IŞİD'e karşı daha geniş bir koalisyon kurmak, daha etkili önlemler geliştirmek çoktandır emperyalist güçlerin ve Türk sermaye devleti başta gelmek üzere bölgedeki işbirlikçilerin gündemindedir. Rusya'nın da bölgenin daimi ve kalıcı gücü olması ile birlikte bu konuda daha çok mesai harcanmaya başlanmıştır. İkili ilişkiler çerçevesinde ve Avusturya'da peş peşe yapılan toplantılarda da ana gündem IŞİD ve IŞİD'e karşı mücadele olmuştur. Bu zirvede bu sorun daha geniş güçlerce ve daha üst düzeyde ele alınacak ve tartışılacaktır. En çok da İŞİD'e karşı daha etkili ve sonuç alıcı mücadelenin ne olacağı ve en önemlisi de, bu mücadelenin tayin edici kara gücünün kim ya da kimler olacağı belirlenmeye çalışılacaktır.

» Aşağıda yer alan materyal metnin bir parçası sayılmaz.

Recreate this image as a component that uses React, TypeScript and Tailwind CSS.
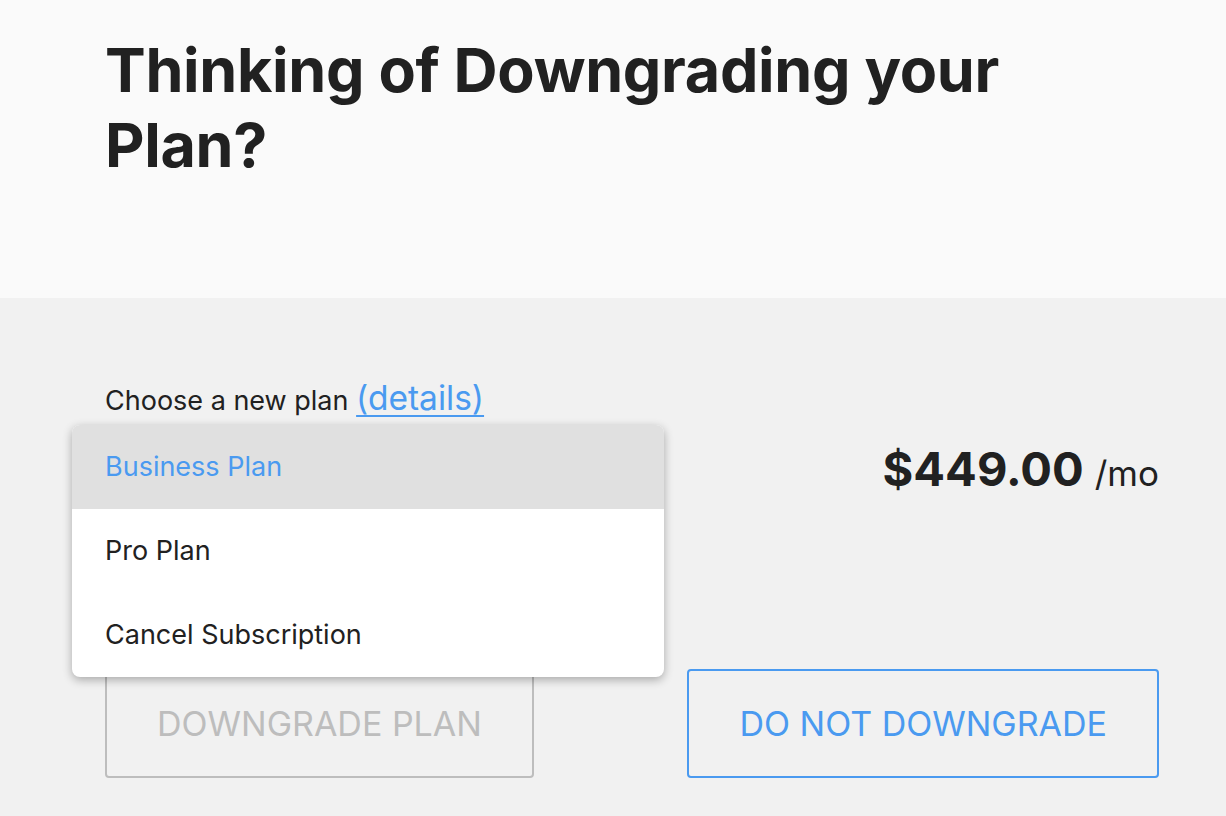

Bir kez daha, bütün bunlarda dünya ve bölge halkların hiçbir çıkarı yoktur. Bu zirveden çıkacak kararlar da bölge ve dünya halklarına sömürü, baskı, yoksulluk ve savaştan başka bir şey sunmayacaktır. Dünya işçilerinin ve emekçi halklarının payına düşen yine yeni ve daha büyük acılar ve yıkımlar olacaktır.
Tam da bu nedenledir ki, gün, dünya ve bölge halklarının emperyalizme, tüm ülkelerdeki kapitalist hükümetlere, bölgenin çağdışı diktatörlüklerine ve burjuva gericiliğinin organik parçası olan IŞİD başta, tüm gerici çetelere karşı, ‘İşçilerin birliği halkların kardeşliği’ şiarı ile devrimci kader birliği temelinde birleşik bir
direnişi yükseltme, bu yönlü seferberliği büyütme günüdür.
Bu zirvenin Türkiyeli komünistler başta olmak üzere, tüm ülkelerdeki gerçek komünist ve devrimcilere hatırlattığı en önemli ve öncelikli görev ve sorumluluk budur.